Omit every picture and write out the rest of the records exactly.

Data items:
= = = =

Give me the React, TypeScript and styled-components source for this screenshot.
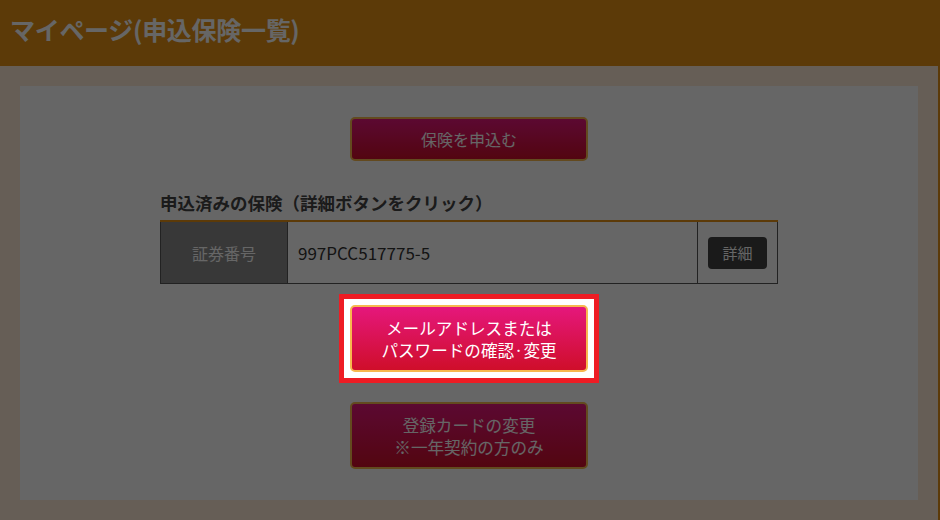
import React from 'react';
import styled, { createGlobalStyle } from 'styled-components';

const GlobalStyle = createGlobalStyle`
    html, body {
        margin: 0;
        padding: 0;
    }
    body {
        background: #ffebd6;
        border-right: 2px solid #e69114;
        min-height: 520px;
        font-family: "Noto Sans CJK JP", "Noto Sans", sans-serif;
        color: #333;
    }
`;

const Header = styled.header`
    height: 66px;
    box-sizing: border-box;
    background: #e69114;
    display: flex;
    align-items: center;
    padding: 0 0 8px 10px;

    h1 {
        margin: 0;
        color: #fff;
        font-size: 25px;
        font-weight: bold;
        letter-spacing: -0.3px;
    }
`;

const Panel = styled.main`
    margin: 20px 20px 0;
    background: #fff;
    padding: 31px 0 31px;
    display: flex;
    flex-direction: column;
    align-items: center;
`;

const PinkButton = styled.button<{ $lines?: number }>`
    width: 238px;
    height: ${(p) => (p.$lines === 2 ? 67 : 44)}px;
    border: 2px solid #f7b84e;
    border-radius: 5px;
    background: linear-gradient(to bottom, #e5177c, #cf0e2a);
    color: #fff;
    font-family: inherit;
    font-size: ${(p) => (p.$lines === 2 ? 16.6 : 16)}px;
    line-height: 22px;
    padding: 0;
    cursor: pointer;
`;

const ListBlock = styled.section`
    width: 618px;
    margin-top: 30px;

    h2 {
        margin: 0 0 5px;
        font-size: 17.5px;
        line-height: 24px;
        font-weight: bold;
        color: #444;
    }
`;

const PolicyTable = styled.table`
    width: 100%;
    border-collapse: collapse;
    border-top: 2px solid #e69114;

    th, td {
        height: 61px;
        border: 1px solid #555;
        border-top: none;
        font-size: 16px;
        padding: 0;
    }

    th {
        width: 126px;
        background: #8c8c8c;
        color: #fff;
        font-weight: normal;
    }

    td.number {
        padding-left: 10px;
        font-size: 17px;
        color: #333;
    }

    td.action {
        width: 79px;
        text-align: center;
    }
`;

const DetailButton = styled.button`
    width: 59px;
    height: 32px;
    border: none;
    border-radius: 4px;
    background: #414141;
    color: #fff;
    font-family: inherit;
    font-size: 15px;
    cursor: pointer;
`;

const Overlay = styled.div`
    position: fixed;
    inset: 0;
    background: rgba(0, 0, 0, 0.6);
    z-index: 10;
`;

const Spotlight = styled.div`
    position: relative;
    z-index: 11;
    margin-top: 10px;
    border: 5px solid #ee1c24;
    background: #fff;
    padding: 6px;
    display: flex;
`;

const BottomButton = styled(PinkButton)`
    margin-top: 19px;
`;

export default function App() {
    return (
        <>
            <GlobalStyle />
            <Header>
                <h1>マイページ(申込保険一覧)</h1>
            </Header>
            <Panel>
                <PinkButton>保険を申込む</PinkButton>
                <ListBlock>
                    <h2>申込済みの保険（詳細ボタンをクリック）</h2>
                    <PolicyTable>
                        <tbody>
                            <tr>
                                <th>証券番号</th>
                                <td className="number">997PCC517775-5</td>
                                <td className="action">
                                    <DetailButton>詳細</DetailButton>
                                </td>
                            </tr>
                        </tbody>
                    </PolicyTable>
                </ListBlock>
                <Spotlight>
                    <PinkButton $lines={2}>
                        メールアドレスまたは
                        <br />
                        パスワードの確認·変更
                    </PinkButton>
                </Spotlight>
                <BottomButton $lines={2}>
                    登録カードの変更
                    <br />
                    ※一年契約の方のみ
                </BottomButton>
            </Panel>
            <Overlay />
        </>
    );
}
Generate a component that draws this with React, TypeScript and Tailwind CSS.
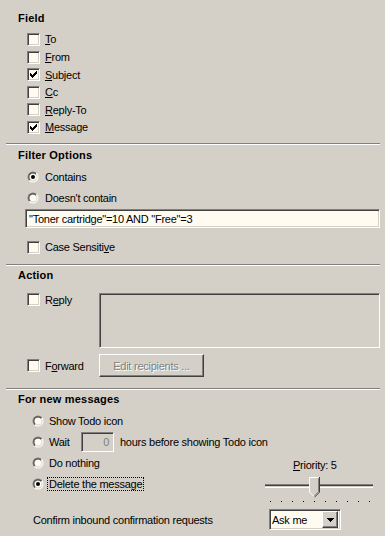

= = = =

▶ [Finished exercise]:
Give me the React, TypeScript and styled-components source for this screenshot.
import React from 'react';
import styled, { createGlobalStyle } from 'styled-components';

const GlobalStyle = createGlobalStyle`
    html, body {
        margin: 0;
        padding: 0;
    }
    body {
        background: #ffebd6;
        border-right: 2px solid #e69114;
        min-height: 520px;
        font-family: "Noto Sans CJK JP", "Noto Sans", sans-serif;
        color: #333;
    }
`;

const Header = styled.header`
    height: 66px;
    box-sizing: border-box;
    background: #e69114;
    display: flex;
    align-items: center;
    padding: 0 0 8px 10px;

    h1 {
        margin: 0;
        color: #fff;
        font-size: 25px;
        font-weight: bold;
        letter-spacing: -0.3px;
    }
`;

const Panel = styled.main`
    margin: 20px 20px 0;
    background: #fff;
    padding: 31px 0 31px;
    display: flex;
    flex-direction: column;
    align-items: center;
`;

const PinkButton = styled.button<{ $lines?: number }>`
    width: 238px;
    height: ${(p) => (p.$lines === 2 ? 67 : 44)}px;
    border: 2px solid #f7b84e;
    border-radius: 5px;
    background: linear-gradient(to bottom, #e5177c, #cf0e2a);
    color: #fff;
    font-family: inherit;
    font-size: ${(p) => (p.$lines === 2 ? 16.6 : 16)}px;
    line-height: 22px;
    padding: 0;
    cursor: pointer;
`;

const ListBlock = styled.section`
    width: 618px;
    margin-top: 30px;

    h2 {
        margin: 0 0 5px;
        font-size: 17.5px;
        line-height: 24px;
        font-weight: bold;
        color: #444;
    }
`;

const PolicyTable = styled.table`
    width: 100%;
    border-collapse: collapse;
    border-top: 2px solid #e69114;

    th, td {
        height: 61px;
        border: 1px solid #555;
        border-top: none;
        font-size: 16px;
        padding: 0;
    }

    th {
        width: 126px;
        background: #8c8c8c;
        color: #fff;
        font-weight: normal;
    }

    td.number {
        padding-left: 10px;
        font-size: 17px;
        color: #333;
    }

    td.action {
        width: 79px;
        text-align: center;
    }
`;

const DetailButton = styled.button`
    width: 59px;
    height: 32px;
    border: none;
    border-radius: 4px;
    background: #414141;
    color: #fff;
    font-family: inherit;
    font-size: 15px;
    cursor: pointer;
`;

const Overlay = styled.div`
    position: fixed;
    inset: 0;
    background: rgba(0, 0, 0, 0.6);
    z-index: 10;
`;

const Spotlight = styled.div`
    position: relative;
    z-index: 11;
    margin-top: 10px;
    border: 5px solid #ee1c24;
    background: #fff;
    padding: 6px;
    display: flex;
`;

const BottomButton = styled(PinkButton)`
    margin-top: 19px;
`;

export default function App() {
    return (
        <>
            <GlobalStyle />
            <Header>
                <h1>マイページ(申込保険一覧)</h1>
            </Header>
            <Panel>
                <PinkButton>保険を申込む</PinkButton>
                <ListBlock>
                    <h2>申込済みの保険（詳細ボタンをクリック）</h2>
                    <PolicyTable>
                        <tbody>
                            <tr>
                                <th>証券番号</th>
                                <td className="number">997PCC517775-5</td>
                                <td className="action">
                                    <DetailButton>詳細</DetailButton>
                                </td>
                            </tr>
                        </tbody>
                    </PolicyTable>
                </ListBlock>
                <Spotlight>
                    <PinkButton $lines={2}>
                        メールアドレスまたは
                        <br />
                        パスワードの確認·変更
                    </PinkButton>
                </Spotlight>
                <BottomButton $lines={2}>
                    登録カードの変更
                    <br />
                    ※一年契約の方のみ
                </BottomButton>
            </Panel>
            <Overlay />
        </>
    );
}
Generate a component that draws this with React, TypeScript and Tailwind CSS.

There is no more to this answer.